Tuesday 31 March 2020

FoxCam in colour

I don't use my old Wingscapes BirdCam 2.0 very often these days as it is a bit unreliable and often disappointing. Over the years I have had four but only one still works.  Its advantages are that it has adjustable preset focus and takes proper flash photos, giving colour night time still photos.  The problem with the one that still works is that the sensitivity is too high on "high" and too low on "medium", meaning that it can miss a lot of photos.  Every now and then, though, it can have a good night.  I have been targeting badgers recently (more to follow) but also picked up a couple of decent fox photos which I thought you might like to see.  These two were taken on different nights but are probably the same animal (it has the same mark on its nose).  Unlike the badgers the fox doesn't hang around for a second photo.

Sunday 29 March 2020

Sparrowhawk news


After almost a week of the lockdown here is a report from the garden.  Since my last post a few weeks ago I have seen much more of the adult sparrowhawk than the juvenile.  Over the past couple of weeks he has mainly been here in the afternoon.  I suspect this is because he is catching extra food for his mate to get her into top breeding condition, rather than because he can't get enough to eat.  (The female has to get to a weight over 320g, twice the male's weight, otherwise she won't be fit enough to lay eggs.)  
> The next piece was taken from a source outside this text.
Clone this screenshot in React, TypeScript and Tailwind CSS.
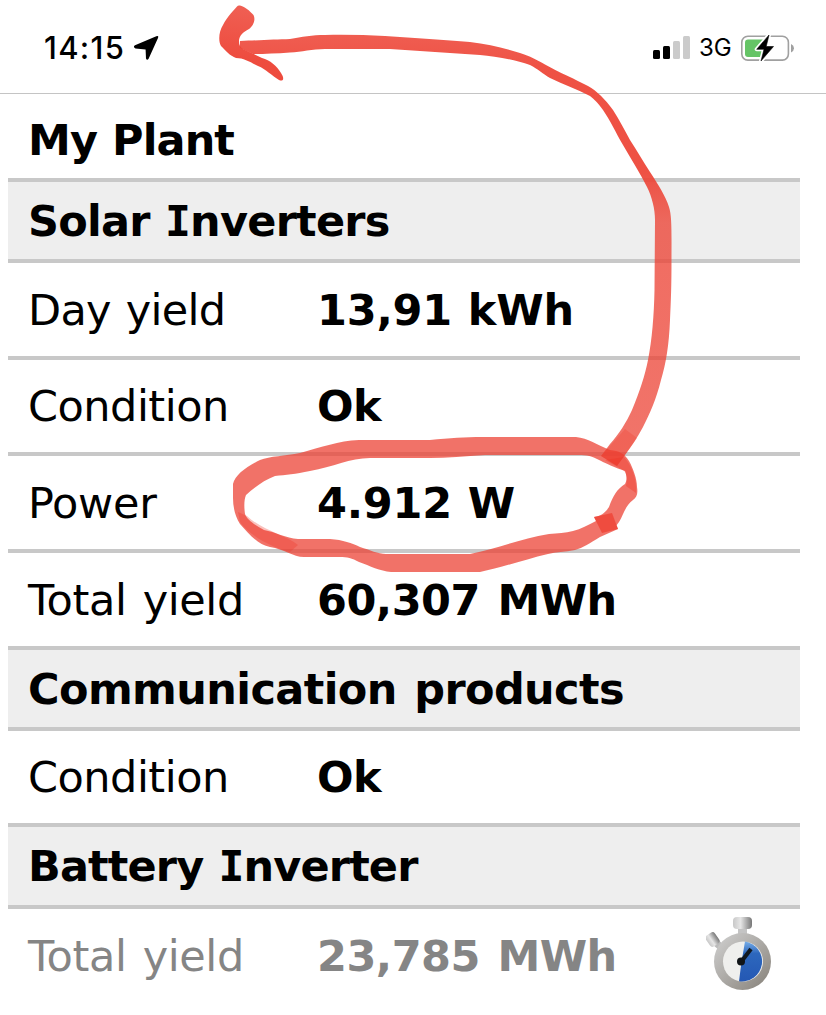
import { Fragment } from 'react';
import { clsx } from 'clsx';

type Row = {
  label: string;
  value?: string;
  heading?: boolean;
  muted?: boolean;
  height: string;
  labelSpacing: string;
  valueSpacing?: string;
};

const rows: Row[] = [
  { label: 'Solar Inverters', heading: true, height: 'h-[81px]', labelSpacing: 'tracking-[-0.75px] [word-spacing:1px]' },
  {
    label: 'Day yield',
    value: '13,91 kWh',
    height: 'h-[97px]',
    labelSpacing: 'tracking-[-0.7px] [word-spacing:2px]',
    valueSpacing: 'tracking-[-0.2px] [word-spacing:1px]',
  },
  { label: 'Condition', value: 'Ok', height: 'h-[96px]', labelSpacing: 'tracking-[-0.5px]', valueSpacing: 'tracking-[-0.5px]' },
  {
    label: 'Power',
    value: '4.912 W',
    height: 'h-[97px]',
    labelSpacing: 'tracking-[-0.3px]',
    valueSpacing: 'tracking-[-0.2px] [word-spacing:1px]',
  },
  {
    label: 'Total yield',
    value: '60,307 MWh',
    height: 'h-[97px]',
    labelSpacing: 'tracking-[-0.4px] [word-spacing:3px]',
    valueSpacing: 'tracking-[-0.5px] [word-spacing:3px]',
  },
  {
    label: 'Communication products',
    heading: true,
    height: 'h-[81px]',
    labelSpacing: 'tracking-[-0.6px] [word-spacing:3px]',
  },
  { label: 'Condition', value: 'Ok', height: 'h-[96px]', labelSpacing: 'tracking-[-0.5px]', valueSpacing: 'tracking-[-0.5px]' },
  { label: 'Battery Inverter', heading: true, height: 'h-[82px]', labelSpacing: 'tracking-[-0.85px] [word-spacing:1px]' },
  {
    label: 'Total yield',
    value: '23,785 MWh',
    muted: true,
    height: 'h-[97px]',
    labelSpacing: 'tracking-[-0.4px] [word-spacing:3px]',
    valueSpacing: 'tracking-[-0.5px] [word-spacing:3px]',
  },
];

// The capital I carries serifs, which only the mono cut has
function Label({ text }: { text: string }) {
  return (
    <>
      {text.split('I').map((part, i) => (
        <Fragment key={i}>
          {i > 0 && <span className="font-['DejaVu_Sans_Mono',monospace]">I</span>}
          {part}
        </Fragment>
      ))}
    </>
  );
}

function StatusBar() {
  return (
    <header className="flex h-[94px] items-start justify-between border-b border-[#c4c4c4] pl-[44px] pr-8 pt-[30px] font-['Inter',sans-serif]">
      <div className="flex items-center">
        <span className="w-[90px] text-[31px] font-medium leading-9 tracking-[1.3px]">14:15</span>
        <svg width="26" height="26" viewBox="0 0 26 26">
          <path d="M1 10.200 22.300 1.200Q25 .3 24 3L14.600 23.800Q13 26 12 23.500L11.600 14.500 1.500 13.500Q-1.500 12 1 10.200Z" />
        </svg>
      </div>
      <div className="flex h-9 items-center">
        <svg width="38" height="24" viewBox="0 0 38 24">
          <rect x="0" y="14" width="7" height="9" rx="1.500" />
          <rect x="10" y="10" width="7" height="13" rx="1.500" />
          <rect x="20" y="5" width="7" height="18" rx="1.500" fill="#cbcbcb" />
          <rect x="30" y="0" width="7" height="23" rx="1.500" fill="#cbcbcb" />
        </svg>
        <span className="ml-2 w-[42px] text-[24px] leading-9">3G</span>
        <svg width="53" height="28" viewBox="0 -1.500 53 28">
          <rect x=".8" y=".8" width="46.600" height="23.800" rx="6" fill="none" stroke="#a0a0a0" strokeWidth="1.600" />
          <path d="M50 8.500Q53 10 53 12.700T50 17Z" fill="#a0a0a0" />
          <path d="M7 4H25V21.500H7Q4 21.500 4 18.500V7Q4 4 7 4Z" fill="#65c466" />
          <path
            d="M28-.5 15.700 13.800H23L20 25.500 32.500 11H25.200Z"
            stroke="#fff"
            strokeWidth="4"
            strokeLinejoin="round"
          />
          <path d="M28-.5 15.700 13.800H23L20 25.500 32.500 11H25.200Z" stroke="#000" strokeWidth=".6" strokeLinejoin="round" />
        </svg>
      </div>
    </header>
  );
}

function Stopwatch() {
  return (
    <svg className="-mt-[3px] ml-auto mr-[28px]" width="66" height="76" viewBox="706 915 66 76">
      <defs>
        <linearGradient id="rim" x1="0" y1="0" x2="1" y2="1">
          <stop offset="0" stopColor="#d2d2d2" />
          <stop offset="1" stopColor="#858078" />
        </linearGradient>
        <linearGradient id="knob" x1="0" y1="0" x2="1" y2="0">
          <stop offset="0" stopColor="#c8c8c8" />
          <stop offset=".4" stopColor="#e6e6e6" />
          <stop offset="1" stopColor="#777" />
        </linearGradient>
        <linearGradient id="dial" x1="0" y1="0" x2="0" y2="1">
          <stop offset="0" stopColor="#77aee8" />
          <stop offset=".3" stopColor="#2d67bd" />
          <stop offset="1" stopColor="#2458b4" />
        </linearGradient>
      </defs>
      <rect x="738" y="926" width="9" height="9" fill="#c4c4c4" />
      <rect x="733" y="916" width="19" height="12" rx="4" fill="url(#knob)" />
      <path d="m714 940 8 7" stroke="#bbb" strokeWidth="7" />
      <rect x="707" y="932" width="11" height="13" rx="3" fill="url(#knob)" transform="rotate(-35 712.500 938.500)" />
      <circle cx="742.500" cy="960.500" r="28.500" fill="url(#rim)" />
      <circle cx="743" cy="960.500" r="20" fill="#efefed" />
      <path d="M745 940.500A20 20 0 0 1 739 980.200L741.500 961Z" fill="url(#dial)" />
      <path d="m741 961 10-13" stroke="#101820" strokeWidth="4" />
      <circle cx="741" cy="960.500" r="4" fill="#101418" />
    </svg>
  );
}

function Annotation() {
  return (
    <svg className="pointer-events-none absolute inset-0" width="826" height="1015" viewBox="0 0 826 1015">
      <defs>
        <linearGradient id="shaft" gradientUnits="userSpaceOnUse" x1="0" y1="30" x2="0" y2="450">
          <stop offset="0" stopColor="#ed4436" stopOpacity=".86" />
          <stop offset=".1" stopColor="#ed4436" stopOpacity=".93" />
          <stop offset=".34" stopColor="#ed4436" stopOpacity=".93" />
          <stop offset=".46" stopColor="#ec4335" stopOpacity=".78" />
          <stop offset="1" stopColor="#ec4335" stopOpacity=".74" />
        </linearGradient>
        <linearGradient id="head" gradientUnits="userSpaceOnUse" x1="250" y1="10" x2="245" y2="60">
          <stop offset="0" stopColor="#ed4436" stopOpacity=".86" />
          <stop offset="1" stopColor="#ed4436" stopOpacity=".96" />
        </linearGradient>
      </defs>
      <path
        fill="url(#shaft)"
        d="M240 41C262 40 276 39.500 290 39C302 37 312 35 325 35C345 34.500 365 35 385 36C415 38 445 40 470 42C488 44 504 48 520 53C530 56 537 60 545 64.500C560 73 575 79 588 86C597 91 605 99 613 110C620 121 625 131 630 140C637 151 643 161 650 172C658 184 666 197 669 207C672 216 671.500 232 671.500 260C671.500 285 671 300 670 320C669 345 666 363 661 380C656 400 650 413 643 427C637 438 631 447 625 455L617 466L601 456L610 444C619 434 626 423 632 410C640 391 645 375 648 360C652 340 654 315 654.500 290L655 220C655 209 652 197 647 187C640 173 631 159 623 145C616 133 610 120 603 110C598 103 594 99 590 96C577 89 564 85 550 78C543 74 538 69 530 65C515 60 495 56 480 55C450 53 420 51 390 49H325C312 49 302 52 290 52.500C276 53.500 265 54 253 54L240 48Z"
      />
      <path
        fill="url(#head)"
        d="M240 5.500C244 6 250 11 253.500 15C256 20 253 26 249 29C243 32 239 36 239 41C239 45 240 47 243 49C249 52 254 54 262 58C270 60 277 66 281 73C285 79 283 82 279 80C272 76 266 69 258 66C250 62 244 58 236 58C230 56 225 50 221 46C218 41 219 31 223 25C227 17 234 10 237 6.500Q238 5 240 5.500Z"
      />
      <path
        fill="#ec4335"
        fillOpacity=".75"
        d="M594 517L612 513L618 529L600 537C590 543 583 548 575 550C565 552 556 552 548 554C523 560 500 568 480 572H391C380 571 370 566 359 562C352 558 347 557 340 557H304C293 557 284 549 270 547C258 545 248 533 240 524C235 516 233 507 233 498V484C235 475 246 467 260 460C270 456 285 456 300 453C322 447 338 441 359 440H430C450 438 465 437 482 437H576C588 438 597 445 610 450C619 451 624 453 629 461C633 468 637 479 637 487C638 494 637 497 633 500C625 506 624 514 619 522L616 526L594 517C601 516 605 513 609 507C613 496 617 489 625 484C627 480 627 477 625 471C616 468 605 463 597 459C590 455 584 455 576 455H485C465 456 447 458 430 458H370C350 458 333 467 310 471C295 474 286 475 275 476C264 480 254 488 246 495C244 500 244 507 245 514C247 520 255 525 264 530C275 532 286 538 298 539H330C343 540 352 543 360 547C370 550 378 554 386 554H470C496 549 520 539 549 534C558 533 565 533 573 531C581 529 588 525 596 521Z"
      />
      {/* places where the pen went over its own line */}
      <path fill="#ee3325" fillOpacity=".6" d="M594 517L612 513L618 529L602 533Z" />
      <path fill="#ee3325" fillOpacity=".25" d="M625 429L637 438L617 466L601 456Z" />
      <path fill="#ee3325" fillOpacity=".35" d="M605 460L624 457C632 466 637 479 636 493L626 486C628 477 626 472 623 470Z" />
      <path fill="#ee3325" fillOpacity=".3" d="M238 512L247 516C262 530 285 535 298 545L290 552C270 547 248 534 240 522Z" />
    </svg>
  );
}

export default function App() {
  return (
    <div className="relative h-[1015px] w-[826px] overflow-hidden bg-white text-black">
      <StatusBar />
      <main className="ml-2 w-[792px] font-['DejaVu_Sans',sans-serif] text-[43px] leading-[50px]">
        <h1 className="flex h-[84px] items-center pl-5 pt-2 font-bold">
          <span className="tracking-[-0.9px] [word-spacing:1px]">My Plant</span>
        </h1>
        {rows.map((row, i) => (
          <div
            key={i}
            className={clsx(
              'flex items-center border-t-4 border-[#c8c8c8] pl-5',
              row.height,
              row.heading && 'bg-[#eee] font-bold',
              row.muted && 'text-[#858585]'
            )}
          >
            <span className={clsx('whitespace-nowrap', row.labelSpacing, !row.heading && 'w-[289px]')}>
              <Label text={row.label} />
            </span>
            {row.value && <span className={clsx('whitespace-nowrap font-bold', row.valueSpacing)}>{row.value}</span>}
            {row.muted && <Stopwatch />}
          </div>
        ))}
      </main>
      <Annotation />
    </div>
  );
}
On one afternoon he made and ate two kills within 30 minutes and then was so full he just sat under the gooseberries for an hour, almost as if he was too heavy to fly off.

The next morning he had a blue tit for breakfast.




An hour later he was eating a robin.  He likes to stand on the edge of the raised bed as he can get a better grip on his prey.

A couple of days ago he caught me by surprise and I twice spooked him, not realising he was in the garden.  Yet twenty minutes later he was eating what I think was a great tit.  He is fastidious in cleaning his talons and his beak when he has finished.



In this photo he was sitting only about 1m from the window.  It is a poor photo taken in deep shade but I like it because you can see the reflection of the window in his eye, even if you can't quite see me.

I have been recording a few videos with the window open, so there is an audio track.  There is a lot of background noise from the traffic but you can also hear the alarms from the small birds in the gooseberry bushes.  Don't worry, there are no videos of him feeding.  In this one he is on high alert and is hungry.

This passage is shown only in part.